During his scientific career, Prowazek dealt with a wide variety of topics, including the origin of the axial filament of flagella, merotomy, and the mode of transmission of microbial diseases. He was the first to demonstrate that the parasite Trypanosoma lewisi passes through a special stage in the body of its host, the rat louse. He made a number of transplantation experiments on protista, and contributed widely to protistology and to its medical applications.

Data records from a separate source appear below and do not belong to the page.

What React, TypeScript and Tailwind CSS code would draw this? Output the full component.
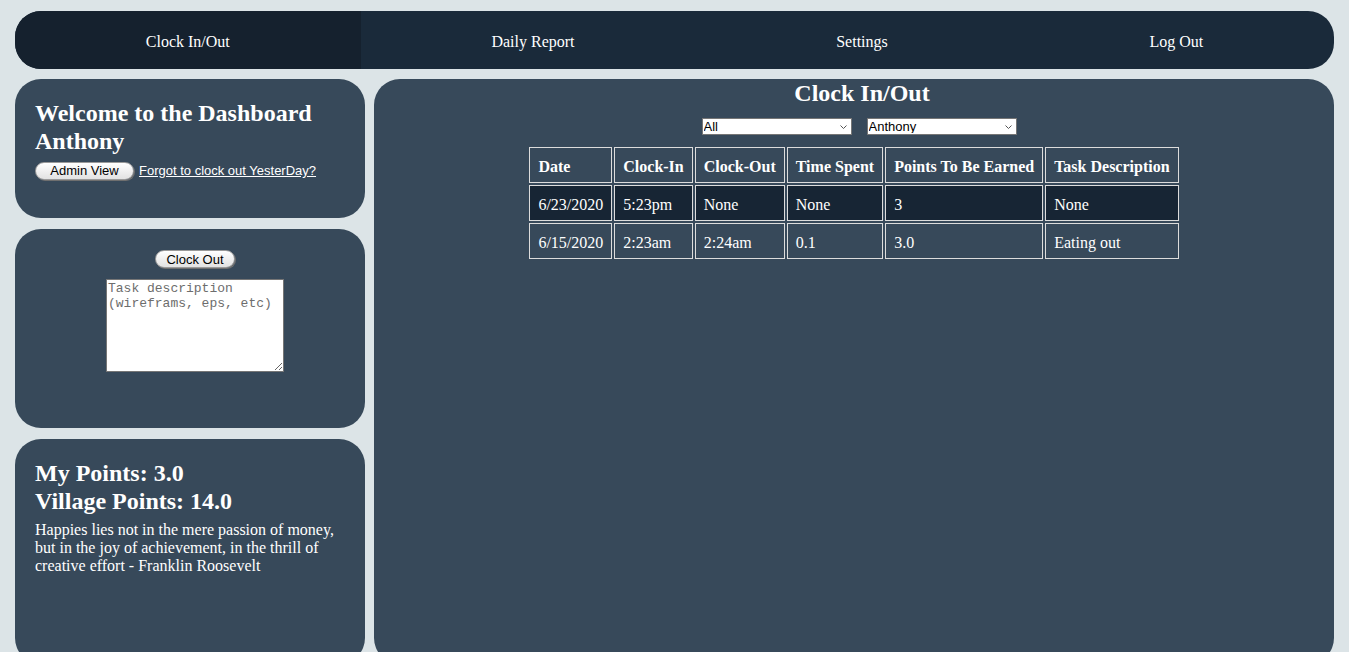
import React from 'react';

const rows = [
  { date: '6/23/2020', inTime: '5:23pm', outTime: 'None', spent: 'None', points: '3', task: 'None', dark: true },
  { date: '6/15/2020', inTime: '2:23am', outTime: '2:24am', spent: '0.1', points: '3.0', task: 'Eating out', dark: false },
];

const headers = ['Date', 'Clock-In', 'Clock-Out', 'Time Spent', 'Points To Be Earned', 'Task Description'];

const navItems = ['Clock In/Out', 'Daily Report', 'Settings', 'Log Out'];

function PillButton({ label, width }: { label: string; width: string }) {
  return (
    <button
      className={`h-[18px] ${width} rounded-full border border-[#9a9a9a] bg-gradient-to-b from-white to-[#e2e2e2] font-['Liberation_Sans',sans-serif] text-[13px] leading-none text-black shadow-[1px_1px_0_#6f6f6f]`}
      type="button"
    >
      {label}
    </button>
  );
}

function Dropdown({ value, width }: { value: string; width: string }) {
  return (
    <div className={`relative h-[17px] ${width}`}>
      <select className="block h-full w-full appearance-none border border-[#767676] bg-white pl-px font-['Liberation_Sans',sans-serif] text-[13px] leading-none text-black">
        <option>{value}</option>
      </select>
      <svg className="pointer-events-none absolute right-[5px] top-[7px] h-[4px] w-[7px]" viewBox="0 0 7 4" fill="none">
        <path d="M0.5 0.5 L3.5 3.5 L6.5 0.5" stroke="#555" strokeWidth="1" />
      </svg>
    </div>
  );
}

export default function App() {
  return (
    <div className="h-[652px] overflow-hidden bg-[#dce4e7] px-[15px] pt-[11px] font-['Liberation_Serif',serif] text-white">
      <nav className="flex h-[58px] overflow-hidden rounded-[26px] bg-[#1a2a3a]">
        {navItems.map((item, i) => (
          <a
            key={item}
            className={`flex grow items-center justify-center pt-1 text-base ${i === 0 ? 'bg-[#15212e]' : ''}`}
          >
            {item}
          </a>
        ))}
      </nav>

      <div className="mt-[10px] flex gap-[9px]">
        <div className="flex w-[350px] shrink-0 flex-col gap-[11px]">
          <section className="h-[139px] rounded-[26px] bg-[#37495a] px-5 pt-5">
            <h2 className="mb-1.5 text-2xl font-bold leading-7">Welcome to the Dashboard Anthony</h2>
            <div className="flex items-center gap-[5px]">
              <PillButton label="Admin View" width="w-[99px]" />
              <a className="font-['Liberation_Sans',sans-serif] text-[13px] underline">Forgot to clock out YesterDay?</a>
            </div>
          </section>

          <section className="flex h-[199px] flex-col items-center rounded-[26px] bg-[#37495a] pl-[10px] pt-[21px]">
            <PillButton label="Clock Out" width="w-[80px]" />
            <textarea
              className="mt-[11px] h-[93px] w-[178px] resize border border-[#767676] bg-white px-px py-px font-['Liberation_Mono',monospace] text-[13px] leading-[15px] text-black placeholder:text-[#6d6d6d]"
              placeholder="Task description (wireframs, eps, etc)"
            />
          </section>

          <section className="h-[225px] rounded-[26px] bg-[#37495a] px-5 pt-5">
            <h2 className="text-2xl font-bold leading-7">My Points: 3.0</h2>
            <h2 className="mb-1.5 text-2xl font-bold leading-7">Village Points: 14.0</h2>
            <p className="text-base leading-[18px]">
              Happies lies not in the mere passion of money, but in the joy of achievement, in the thrill of creative effort - Franklin Roosevelt
            </p>
          </section>
        </div>

        <main className="flex h-[585px] grow flex-col items-center rounded-[26px] bg-[#37495a]">
          <h1 className="pl-4 text-2xl font-bold leading-7">Clock In/Out</h1>
          <div className="mt-[11px] flex gap-[15px] pl-[10px]">
            <Dropdown value="All" width="w-[150px]" />
            <Dropdown value="Anthony" width="w-[150px]" />
          </div>
          <table className="mt-[10px] border-separate border-spacing-[2px] text-base">
            <thead>
              <tr>
                {headers.map((h) => (
                  <th key={h} className="h-[36px] border border-[#dcdcdc] px-2 pt-1 text-left font-bold">
                    {h}
                  </th>
                ))}
              </tr>
            </thead>
            <tbody>
              {rows.map((r) => (
                <tr key={r.date} className={r.dark ? 'bg-[#172534]' : ''}>
                  {[r.date, r.inTime, r.outTime, r.spent, r.points, r.task].map((c, i) => (
                    <td key={i} className="h-[36px] border border-[#dcdcdc] px-2 pt-1">
                      {c}
                    </td>
                  ))}
                </tr>
              ))}
            </tbody>
          </table>
        </main>
      </div>
    </div>
  );
}
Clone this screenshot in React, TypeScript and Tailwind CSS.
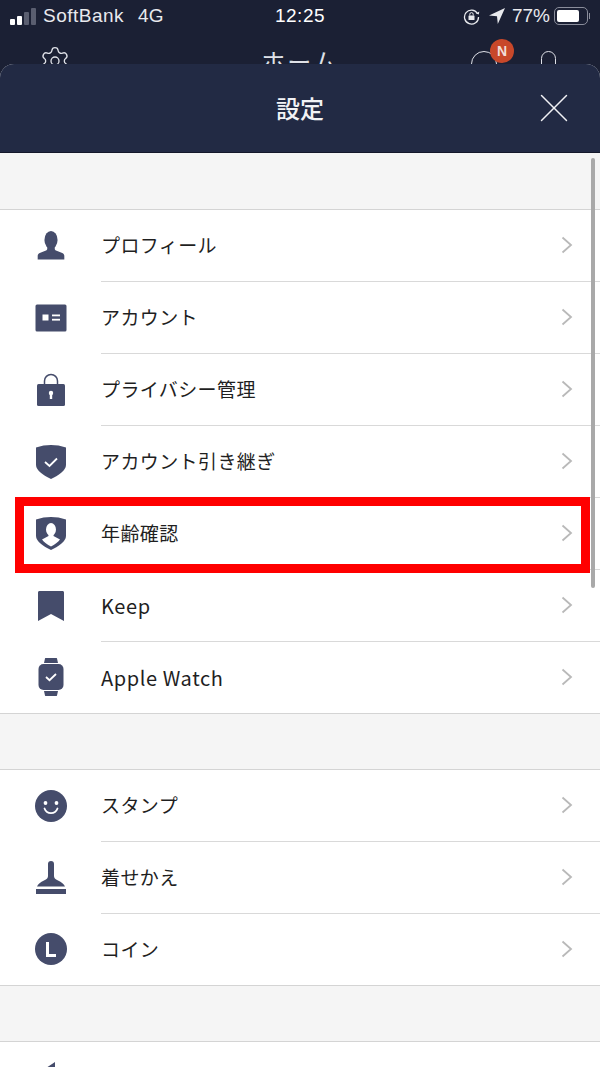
import React from 'react';
import { Settings, X } from 'lucide-react';

const ICON = '#454c6b';

const ProfileIcon = () => (
    <svg width="30" height="33" viewBox="0 0 32 32" fill={ICON}>
        <ellipse cx="16" cy="10" rx="7" ry="9.5" />
        <path d="M12 17h8v2.5c0 1 .8 1.7 2 2.2l6 2.3c1.4.6 2.2 1.6 2.2 3.1V31H1.8v-3.900c0-1.500.8-2.500 2.200-3.100l6-2.300c1.200-.5 2-1.200 2-2.200z" />
    </svg>
);

const AccountIcon = () => (
    <svg width="32" height="28" viewBox="0 0 32 28">
        <rect x="0.500" y="0.500" width="31" height="27" rx="1.500" fill={ICON} />
        <rect x="7.500" y="10.500" width="6" height="6" fill="#fff" />
        <rect x="17" y="10.500" width="8" height="1.800" fill="#fff" />
        <rect x="17" y="14.800" width="8" height="1.800" fill="#fff" />
    </svg>
);

const LockIcon = () => (
    <svg width="30" height="34" viewBox="0 0 30 34">
        <path d="M8.500 11V8a6.500 6.500 0 0 1 13 0v3" fill="none" stroke={ICON} strokeWidth="1.500" />
        <rect x="1" y="11" width="28" height="22" rx="1.500" fill={ICON} />
        <circle cx="15" cy="20" r="2.200" fill="#fff" />
        <rect x="13.800" y="20" width="2.400" height="6" fill="#fff" />
    </svg>
);

const ShieldCheckIcon = () => (
    <svg width="30" height="34" viewBox="0 0 30 34">
        <path d="M0 2.500C5 .8 10 0 15 0s10 .8 15 2.500V20c0 5-7 10.500-15 14C7 30.500 0 25 0 20z" fill={ICON} />
        <path d="M9 17l4.500 4L21 13.500" fill="none" stroke="#fff" strokeWidth="1.800" />
    </svg>
);

const ShieldPersonIcon = () => (
    <svg width="30" height="33" viewBox="0 0 30 33">
        <path d="M0 2.500C5 .8 10 0 15 0s10 .8 15 2.500V19c0 5-7 10.500-15 14C7 29.500 0 24 0 19z" fill={ICON} />
        <ellipse cx="15" cy="12.500" rx="5" ry="6.500" fill="#fff" />
        <path d="M12.500 17h5v2l6.500 3.500c-2 2.800-5.200 5-9 7-3.800-2-7-4.200-9-7l6.500-3.500z" fill="#fff" />
    </svg>
);

const BookmarkIcon = () => (
    <svg width="26" height="30" viewBox="0 0 26 30" fill={ICON}>
        <path d="M0 1.500C0 .6.600 0 1.500 0h23c.9 0 1.500.6 1.500 1.500V30L13 23 0 30z" />
    </svg>
);

const WatchIcon = () => (
    <svg width="26" height="38" viewBox="0 0 26 38">
        <path d="M6 5l1-4.500C7.100 0 7.500 0 8 0h10c.5 0 .9 0 1 .5L20 5zM6 33l1 4.500c.1.500.5.500 1 .500h10c.5 0 .9 0 1-.5L20 33z" fill={ICON} />
        <rect x="0.500" y="6" width="25" height="26" rx="5" fill={ICON} />
        <path d="M8 19l3.500 3.200L18 16" fill="none" stroke="#fff" strokeWidth="1.800" />
    </svg>
);

const SmileIcon = () => (
    <svg width="32" height="32" viewBox="0 0 32 32">
        <circle cx="16" cy="16" r="16" fill={ICON} />
        <circle cx="10.500" cy="13" r="1.900" fill="#fff" />
        <circle cx="21.500" cy="13" r="1.900" fill="#fff" />
        <path d="M9.500 18.500c1.200 3.200 3.600 4.700 6.500 4.700s5.300-1.500 6.500-4.700" fill="none" stroke="#fff" strokeWidth="1.800" strokeLinecap="round" />
    </svg>
);

const BrushIcon = () => (
    <svg width="30" height="33" viewBox="0 0 30 33" fill={ICON}>
        <path d="M12 3a3 3 0 0 1 6 0v12c0 2 1 3 4 4.500 3.500 1.800 6 3.500 7 6H1c1-2.500 3.500-4.200 7-6 3-1.500 4-2.500 4-4.500z" />
        <rect x="0" y="28" width="30" height="5" />
    </svg>
);

const CoinIcon = () => (
    <svg width="32" height="32" viewBox="0 0 32 32">
        <circle cx="16" cy="16" r="16" fill={ICON} />
        <path d="M12.500 9v13.500H21" fill="none" stroke="#fff" strokeWidth="3" />
    </svg>
);

const Chevron = () => (
    <svg width="12" height="18" viewBox="0 0 12 18" fill="none" className="mb-[2px]">
        <path d="M1.500 1.500L10 9l-8.500 7.500" stroke="#b9b9b9" strokeWidth="1.800" />
    </svg>
);

const Row = ({ icon, label, last, latin }: { icon: React.ReactNode; label: string; last?: boolean; latin?: boolean }) => (
    <div className={`flex bg-white ${last ? 'h-[71px]' : 'h-[72px]'}`}>
        <div className="w-[101px] shrink-0 flex items-center justify-center mb-[1px]">{icon}</div>
        <div className={`flex-1 flex items-center justify-between pr-[27px] ${last ? '' : 'border-b border-[#d9d9d9]'}`}>
            <span className={latin ? 'text-[20px] tracking-[0.6px] text-[#1f1f1f]' : 'text-[19px] tracking-[0.4px] text-[#1f1f1f]'}>{label}</span>
            <Chevron />
        </div>
    </div>
);

const Group = ({ children }: { children: React.ReactNode }) => (
    <div className="border-y border-[#d4d4d4] bg-white">{children}</div>
);

export default function App() {
    return (
        <div className="relative w-[600px] h-[1067px] overflow-hidden bg-[#1b2034] font-['Noto_Sans_CJK_JP','Noto_Sans',sans-serif]">
            {/* status bar */}
            <div className="h-[32px] flex items-center justify-between pl-[10px] pr-[10px] text-[#e9eaee] font-['Liberation_Sans',sans-serif] text-[19px]">
                <div className="flex items-center w-[200px]">
                    <div className="flex items-end gap-[2px] mr-[7px]">
                        <div className="w-[5px] h-[6px] rounded-[1px] bg-white" />
                        <div className="w-[5px] h-[9px] rounded-[1px] bg-white" />
                        <div className="w-[5px] h-[13px] rounded-[1px] bg-[#5a5e70]" />
                        <div className="w-[5px] h-[17px] rounded-[1px] bg-[#5a5e70]" />
                    </div>
                    <span className="tracking-[0.5px]">SoftBank</span>
                    <span className="ml-[14px]">4G</span>
                </div>
                <span className="font-medium text-white tracking-[0.5px]">12:25</span>
                <div className="flex items-center justify-end w-[200px]">
                    <svg width="17" height="17" viewBox="0 0 17 17" fill="none" className="mr-[9px]">
                        <path d="M14.500 5.500A7 7 0 1 0 15.500 9" stroke="#e9eaee" strokeWidth="1.300" />
                        <path d="M13 5.500l2.800 1 .5-3z" fill="#e9eaee" />
                        <rect x="5.500" y="7.500" width="6" height="4.500" rx="0.500" fill="#e9eaee" />
                        <path d="M6.800 7.500V6.300a1.700 1.700 0 0 1 3.400 0v1.200" stroke="#e9eaee" />
                    </svg>
                    <svg width="16" height="16" viewBox="0 0 16 16" className="mr-[7px]">
                        <path d="M16 0L0 7.500l8 .8.800 7.700z" fill="#e9eaee" />
                    </svg>
                    <span>77%</span>
                    <div className="ml-[4px] w-[34px] h-[18px] rounded-[5px] border border-[#8a8d9b] p-[2px]">
                        <div className="h-full w-[77%] rounded-[2px] bg-white" />
                    </div>
                    <div className="ml-[1px] w-[1px] h-[6px] bg-[#8a8d9b]" />
                </div>
            </div>

            {/* page behind the sheet, mostly covered */}
            <div className="h-[32px] flex justify-between items-start pl-[39px] pr-[44px] text-[#dfe1e8]">
                <Settings size={32} strokeWidth={1} className="mt-[13px]" />
                <span className="ml-[58px] mt-[11px] text-[24px] leading-[36px] tracking-[2px]">ホーム</span>
                <div className="flex items-start">
                    <div className="mt-[19px] w-[26px] h-[26px] rounded-full border border-[#dfe1e8]" />
                    <div className="relative mt-[19px] ml-[44px] w-[15px] h-[22px] rounded-full border border-[#dfe1e8]" />
                </div>
            </div>
            <div className="absolute left-[490px] top-[39px] w-[24px] h-[24px] rounded-full bg-[#c8482a] flex items-center justify-center text-[14px] font-bold text-[#f2ded8] font-['Liberation_Sans',sans-serif]">
                N
            </div>

            {/* settings sheet */}
            <div className="relative rounded-t-[14px] overflow-hidden bg-[#f5f5f5]">
                <div className="relative h-[89px] bg-[#222a44] flex items-center justify-center border-b border-[#14182a]">
                    <span className="text-[24px] font-medium text-[#f1f2f5]">設定</span>
                    <X size={50} strokeWidth={0.700} color="#f1f2f5" className="absolute right-[21px] top-[19px]" />
                </div>
                <div className="h-[56px] bg-[#f5f5f5]" />
                <Group>
                    <Row icon={<ProfileIcon />} label="プロフィール" />
                    <Row icon={<AccountIcon />} label="アカウント" />
                    <Row icon={<LockIcon />} label="プライバシー管理" />
                    <Row icon={<ShieldCheckIcon />} label="アカウント引き継ぎ" />
                    <Row icon={<ShieldPersonIcon />} label="年齢確認" />
                    <Row icon={<BookmarkIcon />} label="Keep" latin />
                    <Row icon={<WatchIcon />} label="Apple Watch" latin last />
                </Group>
                <div className="h-[55px]" />
                <Group>
                    <Row icon={<SmileIcon />} label="スタンプ" />
                    <Row icon={<BrushIcon />} label="着せかえ" />
                    <Row icon={<CoinIcon />} label="コイン" last />
                </Group>
                <div className="h-[55px]" />
                <Group>
                    <div className="h-[40px] pl-[37px] pt-[20px]">
                        <svg width="24" height="20" viewBox="0 0 24 20" fill={ICON}>
                            <path d="M18 0v20L6 14H0V8h6z" />
                        </svg>
                    </div>
                </Group>
            </div>

            {/* scroll indicator */}
            <div className="absolute left-[591px] top-[158px] w-[4px] h-[430px] rounded-full bg-[#a9a9a9]" />
            {/* red annotation */}
            <div className="absolute left-[15px] top-[497px] w-[575px] h-[76px] border-[9px] border-[#ff0000]" />
        </div>
    );
}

Although he lacked formal medical education, Prowazek had a considerable grasp of medical problems, to which he applied his wide biological knowledge and his skill in chemistry and physics. He was an acute observer, and was able to master subtle techniques and find appropriate subjects through which to approach general biological problems. He considered general aspects of biology in even his specialized studies. His work led him from morphology and developmental studies to an investigation of unicellular organisms, which he examined by means of physiochemical methods, in an attempt to understand the underlying principles of life. He was not, however, a systematic theoretician, but rather developed the ideas of others by systematic research.
Prowazek was a cultivated man who wrote and worked with facility. His interests were wide, and his publications include works of fiction, which he signed “P. Laner.” During his expeditions to the South Pacific he became enchanted by the tropics and found of the primitive peoples; his book on Mariana Islands is concerned with their history, flora, fauna, and ethnography.